Salvation is not about our future destiny it is about NOW. It is about being brought into relationship with God NOW. It is about being transformed NOW. It is about trusting in God NOW. It is submitting ourselves to God and His provision NOW so that day by day we increasingly become partakers of the divine nature. Day by day we are increasingly conformed to His likeness until that day when “the dead will be raised imperishable, and we will be changed” and He “will transform our lowly bodies so that they will be like his glorious body” and “ we shall be like him, for we shall see him as he is”.

Jesus told us that He is the way the truth and the life no one comes to the Father except through Him. He did not say He is the way the truth and the life and no one avoids hell except through Him.

A secure eternal destiny, being with God in His new creation, is a continuation of our salvation. It is the result of a life lived IN salvation – a life lived IN CHRIST and obtaining a family likeness. It is the result of an ongoing relationship with God. Salvation is intended to bring us into that relationship. Escape from hell is a mere fringe benefit.


Paul G said...

You said;
"But does scripture EVER portray salvation as an escape from hell?"
I fully agree with you on that.

But does the Scripture EVER portray salvation as an offering?

But does the Scripture EVER portray salvation as a provision?

In your previous post, you rightly said;
"Eternal life does NOT depend on works. If it did, we will all be in hell."
But if a man does absolutely nothing, can he have eternal life?

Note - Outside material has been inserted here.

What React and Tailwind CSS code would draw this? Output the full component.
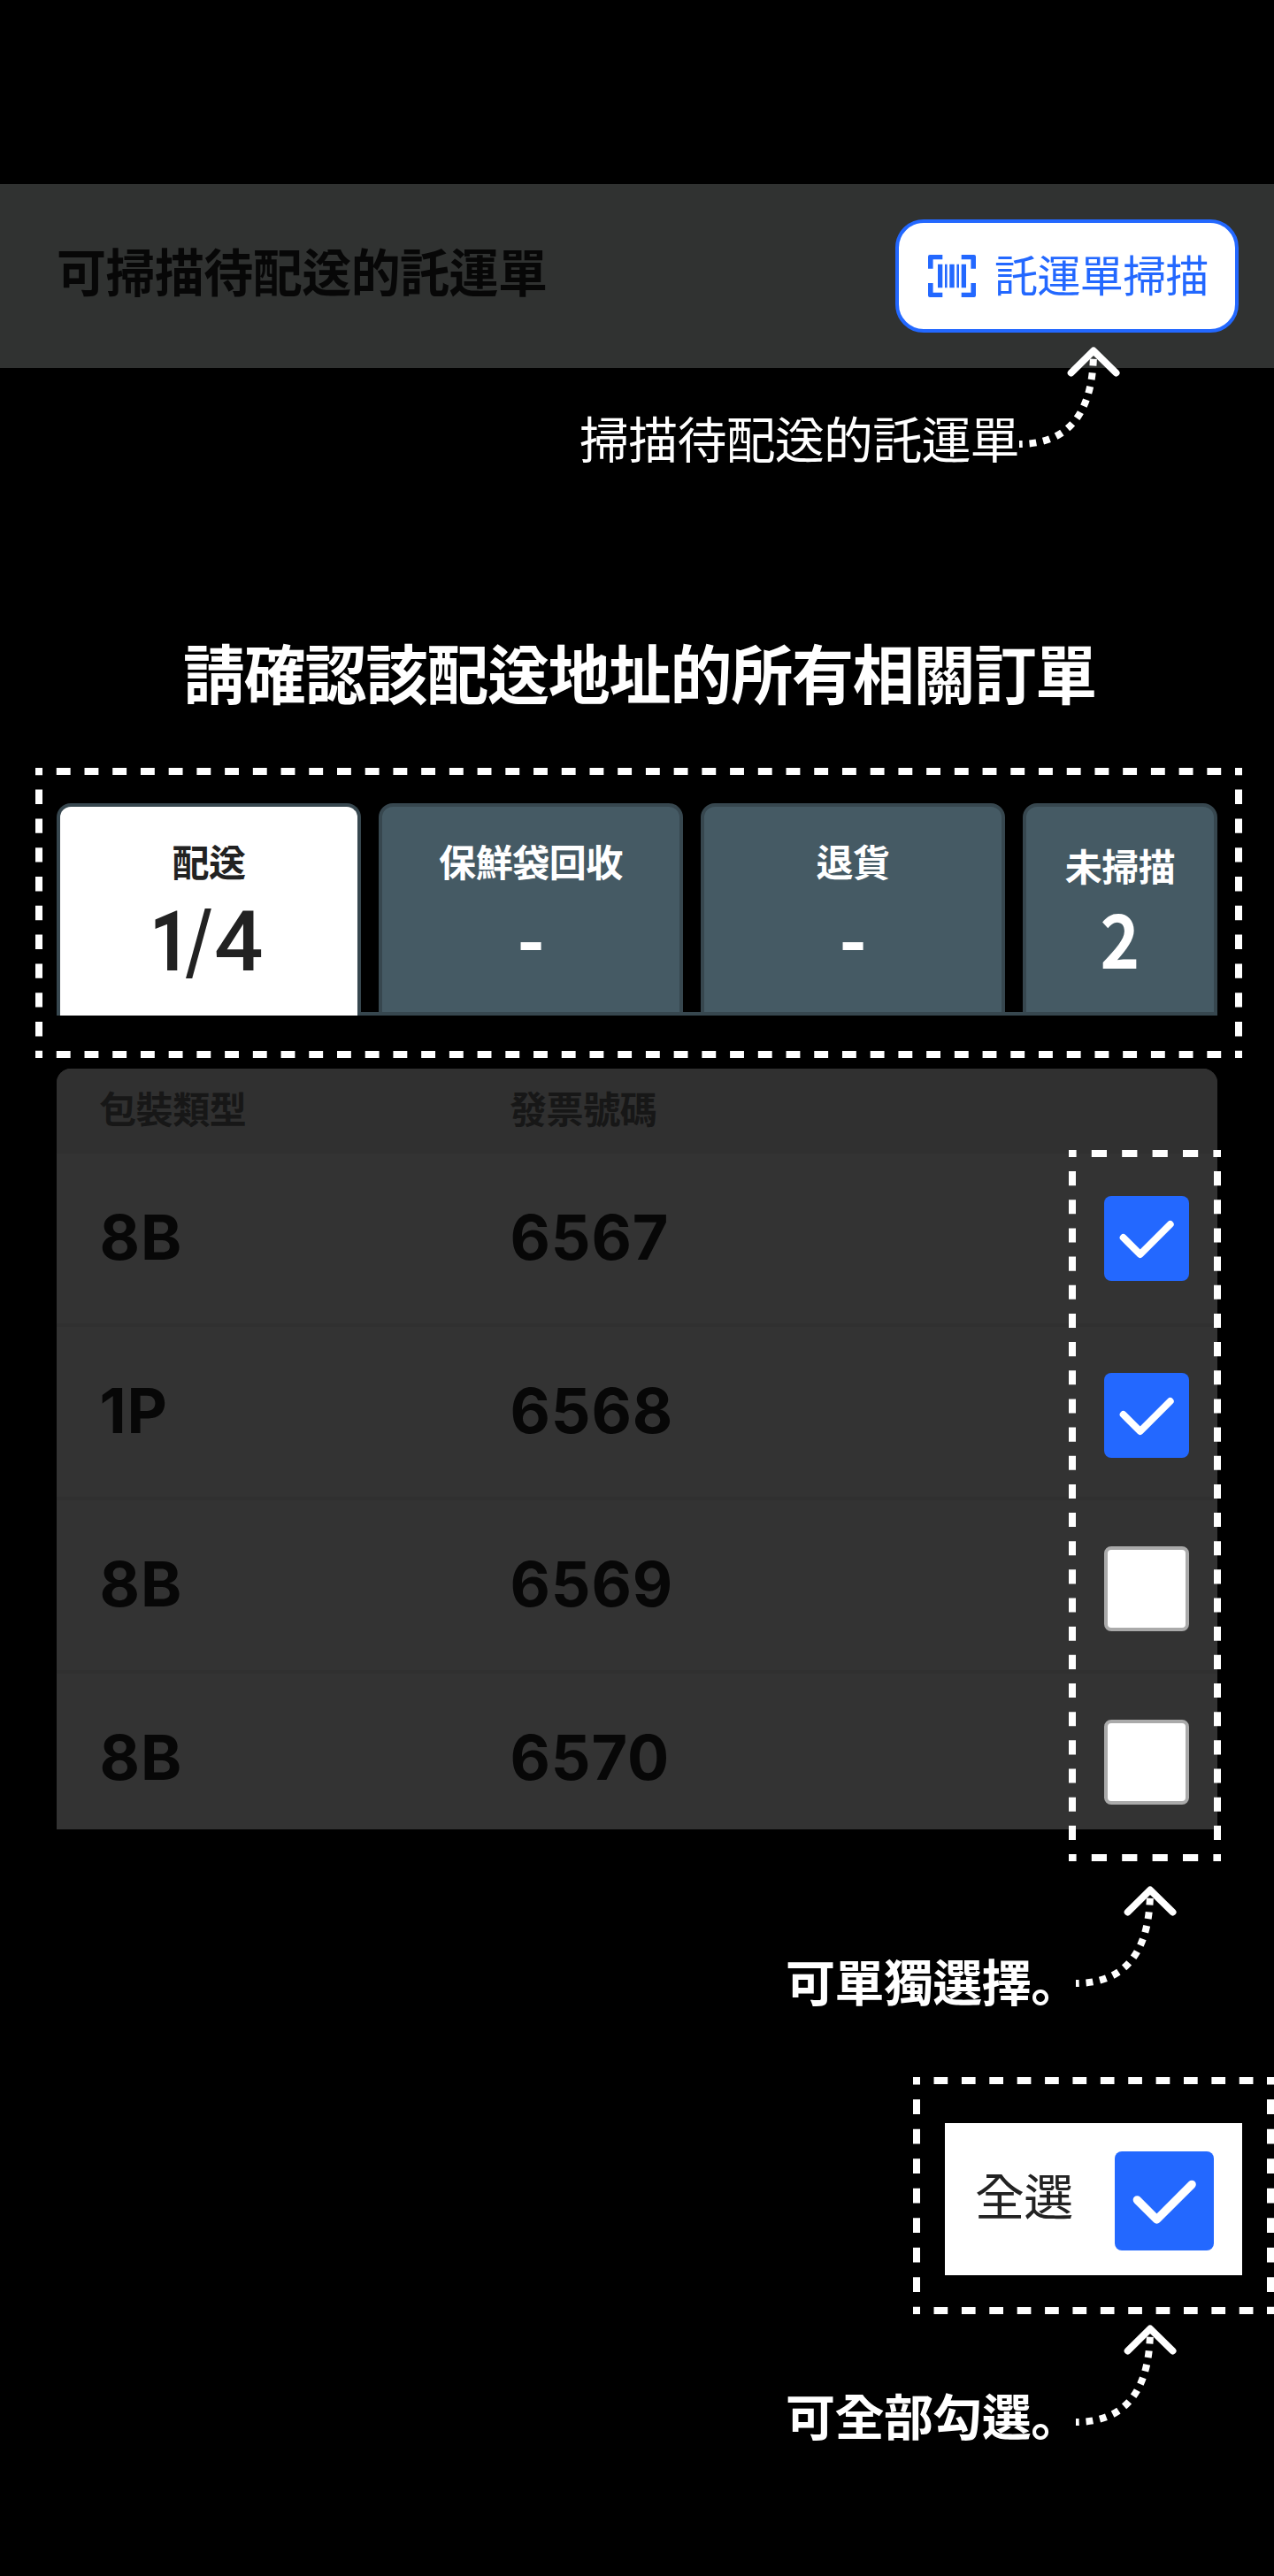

Brother, for you to understand that you must understand 'election', and then you would be an excellent grace preacher.
Lots of love,

Onesimus said...

I do understand election. I understand it as revealed by the Holy Spirit through scripture.

CHRIST is the elect
Election is IN HIM and THROUGH HIM.

We have not been elected to be IN HIM.
Through Christ and IN HIM alone do we become part of the elect.

All the way through scripture salvation is portrayed as a provision.
God has ALWAYS provided.

To Adam and Eve He provided animal skins (first indication of sacrifice to cover man's sin).

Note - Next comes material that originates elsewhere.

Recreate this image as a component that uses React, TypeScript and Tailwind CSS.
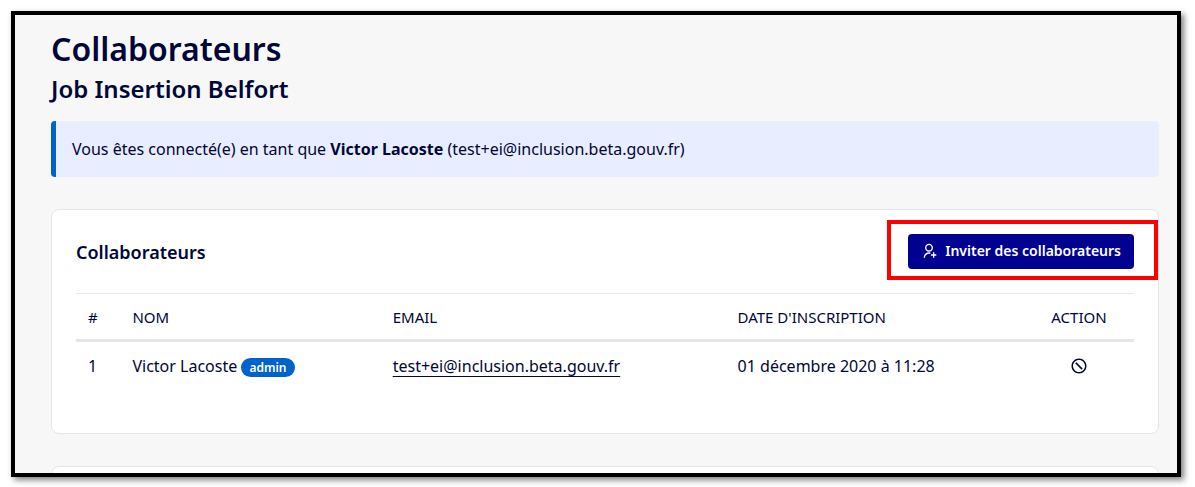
import { RiForbidLine, RiUserAddLine } from "react-icons/ri"

interface Member {
  id: number
  name: string
  email: string
  joinedAt: string
  isAdmin: boolean
}

const members: Member[] = [
  {
    id: 1,
    name: "Victor Lacoste",
    email: "test+ei@inclusion.beta.gouv.fr",
    joinedAt: "01 décembre 2020 à 11:28",
    isAdmin: true,
  },
]

function PageHeader() {
  return (
    <header>
      <h1 className="text-[32px] leading-10 font-semibold">Collaborateurs</h1>
      <h2 className="text-2xl leading-10 font-semibold">Job Insertion Belfort</h2>
    </header>
  )
}

function ConnectedAs({ name, email }: { name: string; email: string }) {
  return (
    <div role="status" className="mt-3 rounded border-l-[5px] border-[#0063cb] bg-[#e8edff] p-4 leading-6">
      Vous êtes connecté(e) en tant que <strong className="font-bold">{name}</strong> ({email})
    </div>
  )
}

function MembersTable() {
  return (
    <table className="mt-6 w-full table-fixed border-collapse text-left">
      <thead>
        <tr className="h-[47px] border-t border-b-3 border-[#e5e5ea] text-[15px] leading-5 uppercase">
          <th className="w-[4.2%] px-3 font-normal">#</th>
          <th className="w-[24.6%] px-3 font-normal">Nom</th>
          <th className="w-[32.6%] px-3 font-normal">Email</th>
          <th className="w-[28.2%] px-3 font-normal">Date d'inscription</th>
          <th className="px-3 text-center font-normal">Action</th>
        </tr>
      </thead>
      <tbody>
        {members.map((member) => (
          <tr key={member.id} className="h-[50px]">
            <td className="px-3">{member.id}</td>
            <td className="px-3 whitespace-nowrap">
              {member.name}{" "}
              {member.isAdmin && (
                <span className="inline-block rounded-full bg-[#0063cb] px-2 text-xs leading-[19px] font-semibold text-white">
                  admin
                </span>
              )}
            </td>
            <td className="px-3">
              <a href={`mailto:${member.email}`} className="underline underline-offset-4">
                {member.email}
              </a>
            </td>
            <td className="px-3">{member.joinedAt}</td>
            <td className="px-3">
              <button type="button" aria-label={`Désactiver ${member.name}`} className="mx-auto block">
                <RiForbidLine className="size-[18px]" />
              </button>
            </td>
          </tr>
        ))}
      </tbody>
    </table>
  )
}

export default function App() {
  return (
    <div className="h-screen bg-white pt-[11px] pr-[14px] pb-[10px] pl-[11px] font-['Noto_Sans',sans-serif] text-[#000638]">
      <main className="h-full overflow-hidden border-4 border-black bg-[#f7f7f7] pt-[14px] pr-[18px] pl-9 shadow-[3px_3px_6px_rgba(0,0,0,0.5)]">
        <PageHeader />
        <ConnectedAs name="Victor Lacoste" email="test+ei@inclusion.beta.gouv.fr" />

        <section className="mt-8 rounded-lg border border-[#e5e5e5] bg-white px-6 pt-6 pb-[42px]">
          <div className="flex items-center justify-between">
            <h3 className="text-lg leading-6 font-semibold">Collaborateurs</h3>
            <div className="relative">
              <button
                type="button"
                className="flex h-[35px] items-center gap-2 rounded bg-[#000091] px-[13px] pb-px text-sm font-semibold text-white"
              >
                <RiUserAddLine className="size-4" />
                Inviter des collaborateurs
              </button>
              {/* highlight around the invite button */}
              <div className="pointer-events-none absolute -top-[14px] -right-6 -bottom-[11px] -left-[21px] border-4 border-[#ff0000]" />
            </div>
          </div>
          <MembersTable />
        </section>

        <section className="mt-8 h-20 rounded-lg border border-[#e5e5e5] bg-white" />
      </main>
    </div>
  )
}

To Abraham He provided a ram with its head caught in thorns(after Abraham had acted to prove his obedience to God).

To Israel He provided a means by animal sacrifice through which their sins could be covered.

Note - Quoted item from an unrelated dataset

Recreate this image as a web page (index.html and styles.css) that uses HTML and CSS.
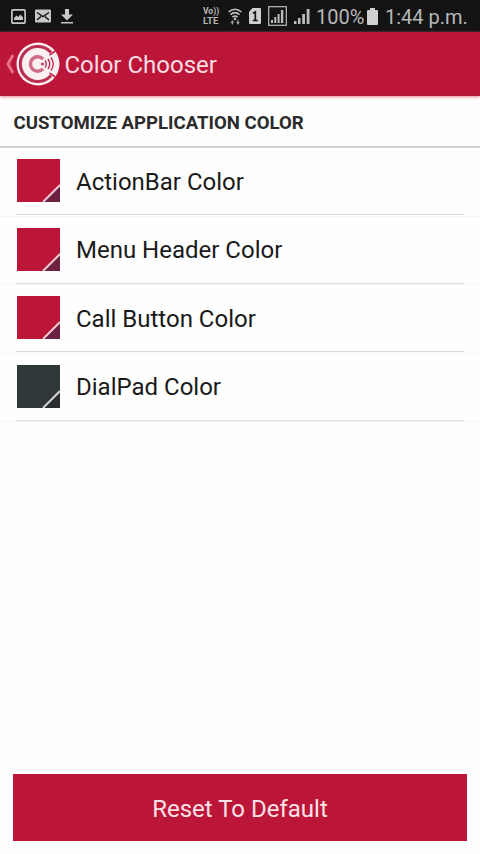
FILE: index.html
```html
<!DOCTYPE html>
<html lang="en">
<head>
<meta charset="utf-8">
<title>Color Chooser</title>
<link rel="stylesheet" href="styles.css">
</head>
<body>
<div class="screen">
  <div class="status">
    <div class="status-left">
      <svg width="15" height="15" viewBox="0 0 15 15"><rect x=".9" y=".9" width="13.2" height="13.2" rx="1" fill="none" stroke="#c8c8c8" stroke-width="1.700"/><path d="M3 11V9l2.500-2.500L7.200 8l2.300-2.500L12 8.500V11z" fill="#c8c8c8"/></svg>
      <svg width="16" height="14" viewBox="0 0 16 14"><rect y=".5" width="16" height="13" rx="1" fill="#c8c8c8"/><path d="M2 3.500l6 4 6-4M2 11l4-3.500M14 11l-4-3.500" fill="none" stroke="#151515" stroke-width="1.500"/></svg>
      <svg width="12" height="15" viewBox="0 0 12 15"><path d="M4 0h4v5.500h4l-6 6-6-6h4zM0 13h12v1.600H0z" fill="#c8c8c8"/></svg>
    </div>
    <div class="status-right">
      <div class="volte"><span class="vo">Vo))</span><span class="lte">LTE</span></div>
      <svg class="wifi" width="14" height="17" viewBox="0 0 14 17"><g fill="none" stroke="#c0c0c0" stroke-width="1.600"><path d="M.5 4Q7-1.500 13.500 4M2.500 6.700Q7 2.700 11.500 6.700M4.500 9.200Q7 7 9.500 9.200"/></g><circle cx="7" cy="11" r="1.300" fill="#c0c0c0"/><path d="M2.500 14.800L4.300 12l1.800 2.800zM3.700 14h1.200v2.500H3.700zM8.200 14.200h3.600L10 16.800zM9.400 12h1.200v3H9.400z" fill="#aaa"/></svg>
      <svg class="sim" width="12" height="16" viewBox="0 0 12 16"><path d="M3.500 0H11a1 1 0 0 1 1 1v14a1 1 0 0 1-1 1H1a1 1 0 0 1-1-1V4z" fill="#cfcfcf"/><path d="M3.800 5.300L6.300 4v8.800M3.800 12.500h5" fill="none" stroke="#151515" stroke-width="1.700"/></svg>
      <svg class="signal-box" width="19" height="20" viewBox="0 0 19 20"><rect x=".7" y=".7" width="17.600" height="18.600" fill="none" stroke="#bcbcbc" stroke-width="1.200"/><path d="M3 14h2v3H3zM6.300 11h2v6h-2zM9.600 8h2v9h-2zM12.900 4h2.400v13h-2.400z" fill="#bcbcbc"/></svg>
      <svg class="signal" width="16" height="16" viewBox="0 0 16 16"><path d="M0 13h2.500v3H0zM4 10h2.500v6H4zM8.200 6h2.800v10H8.200zM12.700 1h2.800v15h-2.800z" fill="#bcbcbc"/></svg>
      <span class="status-text percent">100%</span>
      <svg class="battery" width="11" height="17" viewBox="0 0 11 17"><path d="M3 0h5v2h2a1 1 0 0 1 1 1v13a1 1 0 0 1-1 1H1a1 1 0 0 1-1-1V3a1 1 0 0 1 1-1h2z" fill="#d0d0d0"/></svg>
      <span class="status-text clock">1:44 p.m.</span>
    </div>
  </div>
  <header class="action-bar">
    <svg class="back" width="9" height="20" viewBox="0 0 9 20"><path d="M8 1L3 10l5 9" fill="none" stroke="#e8708b" stroke-width="3"/></svg>
    <svg class="logo" width="44" height="44" viewBox="0 0 44 44">
      <circle cx="22" cy="22" r="21.500" fill="#fdf0f2"/>
      <path d="M35 10.500A17.500 17.500 0 1 0 35 33.500" fill="none" stroke="#b93051" stroke-width="3.200"/>
      <path d="M33.500 13l6-4M33.500 31l6 4" fill="none" stroke="#b93051" stroke-width="1.700"/>
      <path d="M27 17.200A7.200 7.200 0 1 0 27 26.800" fill="none" stroke="#cf6d88" stroke-width="3.400"/>
      <circle cx="26.500" cy="22" r="1.500" fill="#b93051"/>
      <path d="M29 18.500q2.500 3.500 0 7M32 17q3.500 5 0 10M35 15.500q4.500 6.500 0 13" fill="none" stroke="#b93051" stroke-width="1.400"/>
    </svg>
    <h1 class="title">Color Chooser</h1>
  </header>
  <h2 class="section">CUSTOMIZE APPLICATION COLOR</h2>
  <ul class="list">
    <li class="row"><svg class="swatch" viewBox="0 0 43 43"><path d="M0 0h43v43H0z" fill="#bb1638"/><path d="M26 43L43 26v17z" fill="#6c2140"/><path d="M26 43L43 26" stroke="#f1cbd4" stroke-width="2"/></svg><span class="label">ActionBar Color</span></li>
    <li class="row"><svg class="swatch" viewBox="0 0 43 43"><path d="M0 0h43v43H0z" fill="#bb1638"/><path d="M26 43L43 26v17z" fill="#6c2140"/><path d="M26 43L43 26" stroke="#f1cbd4" stroke-width="2"/></svg><span class="label">Menu Header Color</span></li>
    <li class="row"><svg class="swatch" viewBox="0 0 43 43"><path d="M0 0h43v43H0z" fill="#bb1638"/><path d="M26 43L43 26v17z" fill="#6c2140"/><path d="M26 43L43 26" stroke="#f1cbd4" stroke-width="2"/></svg><span class="label">Call Button Color</span></li>
    <li class="row"><svg class="swatch" viewBox="0 0 43 43"><path d="M0 0h43v43H0z" fill="#303739"/><path d="M26 43L43 26v17z" fill="#292d2f"/><path d="M26 43L43 26" stroke="#d4d7d8" stroke-width="2"/></svg><span class="label">DialPad Color</span></li>
  </ul>
  <button class="reset">Reset To Default</button>
</div>
</body>
</html>
```
FILE: styles.css
```css
* { box-sizing: border-box; }
body { margin: 0; background: #fefefe; font-family: Roboto, sans-serif; }
svg { display: block; flex: none; }
.screen { width: 480px; height: 854px; display: flex; flex-direction: column; overflow: hidden; }
.status { height: 32px; flex: none; background: #131313; display: flex; justify-content: space-between; align-items: center; padding: 0 13px 0 11px; color: #b8b8b8; }
.status-left { display: flex; align-items: center; gap: 9px; }
.status-left svg:last-child { margin-left: 1px; }
.status-right { display: flex; align-items: center; }
.volte { display: flex; flex-direction: column; width: 17px; font-weight: 700; white-space: nowrap; }
.vo { font-size: 8.500px; line-height: 9px; }
.lte { font-size: 9.500px; line-height: 10px; }
.wifi { margin-left: 8px; }
.sim { margin-left: 7px; }
.signal-box { margin-left: 7px; }
.signal { margin-left: 7px; }
.status-text { font-size: 20px; line-height: 32px; padding-top: 1px; white-space: nowrap; }
.percent { margin-left: 6px; width: 48px; }
.battery { margin-left: 3px; }
.clock { margin-left: 7px; width: 82px; }
.action-bar { height: 64px; flex: none; background: linear-gradient(#bb1638 61px, #b01c3b); box-shadow: 0 1px 3px #e8889b; display: flex; align-items: center; padding-left: 5px; }
.logo { margin-left: 2px; }
.title { margin: 2px 0 0 4.500px; font-size: 24px; font-weight: 400; color: #fbdde3; }
.section { margin: 0; height: 52px; flex: none; padding: 1px 13.500px 0; background: linear-gradient(#cccccc, #d6d6d6) 0 50px / 480px 2px no-repeat; font-size: 18.600px; line-height: 53px; font-weight: 700; color: #2b2b2b; white-space: nowrap; }
.list { margin: 0; padding: 0; list-style: none; }
.row { height: 68.500px; display: flex; align-items: center; padding: 0 17px 2px; border-bottom: 1px solid #f5f5f5; background: linear-gradient(#dcdcdc, #dcdcdc) 16px 66px / 448px 1px no-repeat; }
.swatch { width: 43px; height: 43px; }
.label { margin-left: 16px; padding-top: 2px; font-size: 24px; color: #1a1a1a; white-space: nowrap; }
.reset { margin: auto 13px 13px; height: 67px; border: 0; padding: 2px 0 0; background: #bb1638; color: #fce1e7; font: 400 24px Roboto, sans-serif; }
```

And ultimately God provided His Son to be a ransom for all - so that whoever believes in Him would have everlasting life.

In all of these cases it was GOD who provided the means for man to apply in order to be freed from the effects of sin.

Paul G said...

No Onesimus;
The Lord is a GIVER and not a provider!

God GAVE His Son and did not make any provision.

God has taken our heart of stone and GAVE us a heart of flesh.

We were dead and He GAVE us new life etc.

The provision gospel, or the SMORGASBOARD gospel as I call it, is preached in most churches and for that reason they are dead (spiritually). Some may have a reputation to be alive, but the Lord Jesus considers them dead because He did not give them life.

The gospel of provision demands the preaching of the law and works, because it is void of grace and the Spirit.

Onesimus; if you would put the horse in front of the cart, then you would always preach a gospel of grace (amazing grace).
Regards Paul

Onesimus said...

I'm not going to involve myself in petty arguments over the meaning of "giver" and "provider".

It seems you worship the same arbitrary god of the lottery favoured by Calvinists.

If you delight in considering yourself one of the lucky, divine lottery winners, then I can do or say nothing that will free you from that delusion.

Yes God GAVE His Son but He has not FORCED His Son upon anyone. His Son was given as a ransom for ALL. The Salvation graciously given IN His son is available to ALL.
But not all will receive His Son.

My gospel IS a gospel of grace. God's exceedingly abundant grace (which is the grace described in scripture).
I totally reject the way man has divided grace into several different types, such as "irresistible", "common", "prevenient" or even "amazing".

Grace is GRACE and the only scriptural adjective applied to it refers to a generous quantity and not to different applications.